What is needed. Write the material out again in full, word for word. Do not include the pictures.

==== Information supplied

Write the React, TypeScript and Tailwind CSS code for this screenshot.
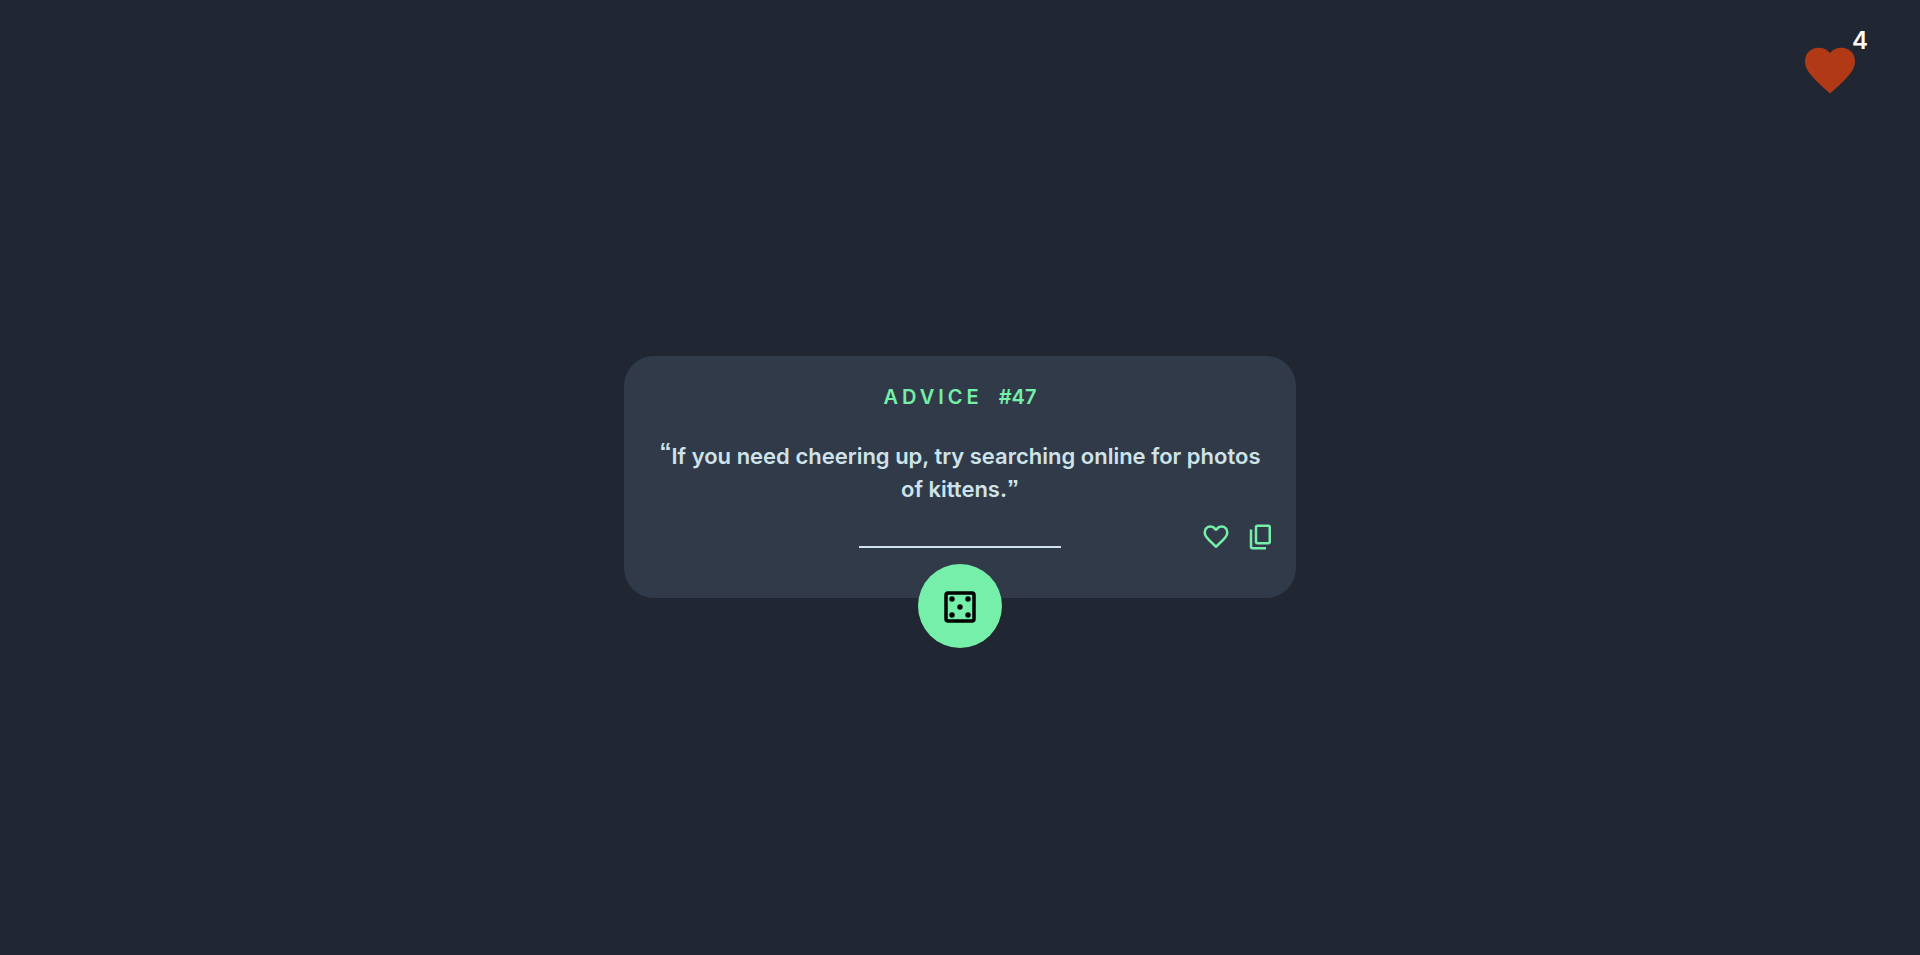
const heart =
  "M480-120l-58-52q-101-91-167-157T150-447.5Q111-500 95.5-544T80-634q0-94 63-157t157-63q52 0 99 22t81 62q34-40 81-62t99-22q94 0 157 63t63 157q0 46-15.5 90T810-447.5Q771-395 705-329T538-172l-58 52Z";
const heartInner =
  "M480-228q96-86 158-147.5t98-107q36-45.5 50-81t14-70.5q0-60-40-100t-100-40q-47 0-87 26.5T518-680h-76q-15-41-55-67.5T300-774q-60 0-100 40t-40 100q0 35 14 70.5t50 81q36 45.5 98 107T480-228Z";
const copy =
  "M360-240q-33 0-56.5-23.5T280-320v-480q0-33 23.5-56.5T360-880h360q33 0 56.5 23.5T800-800v480q0 33-23.5 56.5T720-240H360Zm0-80h360v-480H360v480ZM200-80q-33 0-56.5-23.5T120-160v-560h80v560h440v80H200Z";

function Dice() {
  return (
    <svg viewBox="0 0 42 42" className="size-[42px]" aria-hidden="true">
      <rect x="7" y="7" width="28" height="28" rx="2" fill="none" stroke="currentColor" strokeWidth="3.5" />
      <circle cx="13" cy="13" r="2.7" />
      <circle cx="29" cy="13" r="2.7" />
      <circle cx="21" cy="21" r="2.7" />
      <circle cx="13" cy="29" r="2.7" />
      <circle cx="29" cy="29" r="2.7" />
    </svg>
  );
}

export default function App() {
  return (
    <div className="flex min-h-screen flex-col bg-[#212732] font-['Inter',sans-serif]">
      <header className="flex h-0 justify-end px-[60px]">
        <button type="button" aria-label="Favourites" className="relative mt-[41px] size-[60px] text-[#b13916]">
          <svg viewBox="0 -960 960 960" className="size-full" fill="currentColor" aria-hidden="true">
            <path d={heart} />
          </svg>
          <span className="absolute -top-4 left-[52px] text-2xl font-semibold text-white">4</span>
        </button>
      </header>
      <main className="flex flex-1 items-center justify-center pb-0.5">
        <section className="relative flex w-[35%] min-w-80 flex-col rounded-[30px] bg-[#313a48] pt-[25px] pb-[46px] text-center">
          <h1 className="flex justify-center gap-4 text-xl leading-8 font-semibold text-[#75efa9]">
            <span className="tracking-[4px]">ADVICE</span>
            <span>#47</span>
          </h1>
          <p className="mt-[27px] px-6 text-[22px] leading-[33px] font-semibold text-[#cee3e9]">
            <sup className="-top-1 font-['Liberation_Sans',sans-serif] text-2xl leading-none font-bold">“</sup>If
            you need cheering up, try searching online for photos of kittens.
            <span className="font-['Liberation_Sans',sans-serif] text-2xl leading-none font-bold">”</span>
          </p>
          <div className="mt-4 grid grid-cols-[1fr_30%_1fr] items-center">
            <hr className="col-start-2 mt-5 border-t-2 border-[#cee3e9]" />
            <div className="flex justify-end gap-[15px] pr-5 text-[#75efa9]">
              <button type="button" aria-label="Like">
                <svg viewBox="0 -960 960 960" className="size-[30px]" fill="currentColor" aria-hidden="true">
                  <path fillRule="evenodd" d={heart + heartInner} />
                </svg>
              </button>
              <button type="button" aria-label="Copy">
                <svg viewBox="0 -960 960 960" className="size-[30px]" fill="currentColor" aria-hidden="true">
                  <path d={copy} />
                </svg>
              </button>
            </div>
          </div>
          <button
            type="button"
            aria-label="New advice"
            className="absolute -bottom-[50px] left-1/2 flex size-[84px] -translate-x-1/2 items-center justify-center rounded-full bg-[#75efa9] pt-0.5 text-black"
          >
            <Dice />
          </button>
        </section>
      </main>
    </div>
  );
}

========

Finished exercise.
Write the React, TypeScript and Tailwind CSS code for this screenshot.
const heart =
  "M480-120l-58-52q-101-91-167-157T150-447.5Q111-500 95.5-544T80-634q0-94 63-157t157-63q52 0 99 22t81 62q34-40 81-62t99-22q94 0 157 63t63 157q0 46-15.5 90T810-447.5Q771-395 705-329T538-172l-58 52Z";
const heartInner =
  "M480-228q96-86 158-147.5t98-107q36-45.5 50-81t14-70.5q0-60-40-100t-100-40q-47 0-87 26.5T518-680h-76q-15-41-55-67.5T300-774q-60 0-100 40t-40 100q0 35 14 70.5t50 81q36 45.5 98 107T480-228Z";
const copy =
  "M360-240q-33 0-56.5-23.5T280-320v-480q0-33 23.5-56.5T360-880h360q33 0 56.5 23.5T800-800v480q0 33-23.5 56.5T720-240H360Zm0-80h360v-480H360v480ZM200-80q-33 0-56.5-23.5T120-160v-560h80v560h440v80H200Z";

function Dice() {
  return (
    <svg viewBox="0 0 42 42" className="size-[42px]" aria-hidden="true">
      <rect x="7" y="7" width="28" height="28" rx="2" fill="none" stroke="currentColor" strokeWidth="3.5" />
      <circle cx="13" cy="13" r="2.7" />
      <circle cx="29" cy="13" r="2.7" />
      <circle cx="21" cy="21" r="2.7" />
      <circle cx="13" cy="29" r="2.7" />
      <circle cx="29" cy="29" r="2.7" />
    </svg>
  );
}

export default function App() {
  return (
    <div className="flex min-h-screen flex-col bg-[#212732] font-['Inter',sans-serif]">
      <header className="flex h-0 justify-end px-[60px]">
        <button type="button" aria-label="Favourites" className="relative mt-[41px] size-[60px] text-[#b13916]">
          <svg viewBox="0 -960 960 960" className="size-full" fill="currentColor" aria-hidden="true">
            <path d={heart} />
          </svg>
          <span className="absolute -top-4 left-[52px] text-2xl font-semibold text-white">4</span>
        </button>
      </header>
      <main className="flex flex-1 items-center justify-center pb-0.5">
        <section className="relative flex w-[35%] min-w-80 flex-col rounded-[30px] bg-[#313a48] pt-[25px] pb-[46px] text-center">
          <h1 className="flex justify-center gap-4 text-xl leading-8 font-semibold text-[#75efa9]">
            <span className="tracking-[4px]">ADVICE</span>
            <span>#47</span>
          </h1>
          <p className="mt-[27px] px-6 text-[22px] leading-[33px] font-semibold text-[#cee3e9]">
            <sup className="-top-1 font-['Liberation_Sans',sans-serif] text-2xl leading-none font-bold">“</sup>If
            you need cheering up, try searching online for photos of kittens.
            <span className="font-['Liberation_Sans',sans-serif] text-2xl leading-none font-bold">”</span>
          </p>
          <div className="mt-4 grid grid-cols-[1fr_30%_1fr] items-center">
            <hr className="col-start-2 mt-5 border-t-2 border-[#cee3e9]" />
            <div className="flex justify-end gap-[15px] pr-5 text-[#75efa9]">
              <button type="button" aria-label="Like">
                <svg viewBox="0 -960 960 960" className="size-[30px]" fill="currentColor" aria-hidden="true">
                  <path fillRule="evenodd" d={heart + heartInner} />
                </svg>
              </button>
              <button type="button" aria-label="Copy">
                <svg viewBox="0 -960 960 960" className="size-[30px]" fill="currentColor" aria-hidden="true">
                  <path d={copy} />
                </svg>
              </button>
            </div>
          </div>
          <button
            type="button"
            aria-label="New advice"
            className="absolute -bottom-[50px] left-1/2 flex size-[84px] -translate-x-1/2 items-center justify-center rounded-full bg-[#75efa9] pt-0.5 text-black"
          >
            <Dice />
          </button>
        </section>
      </main>
    </div>
  );
}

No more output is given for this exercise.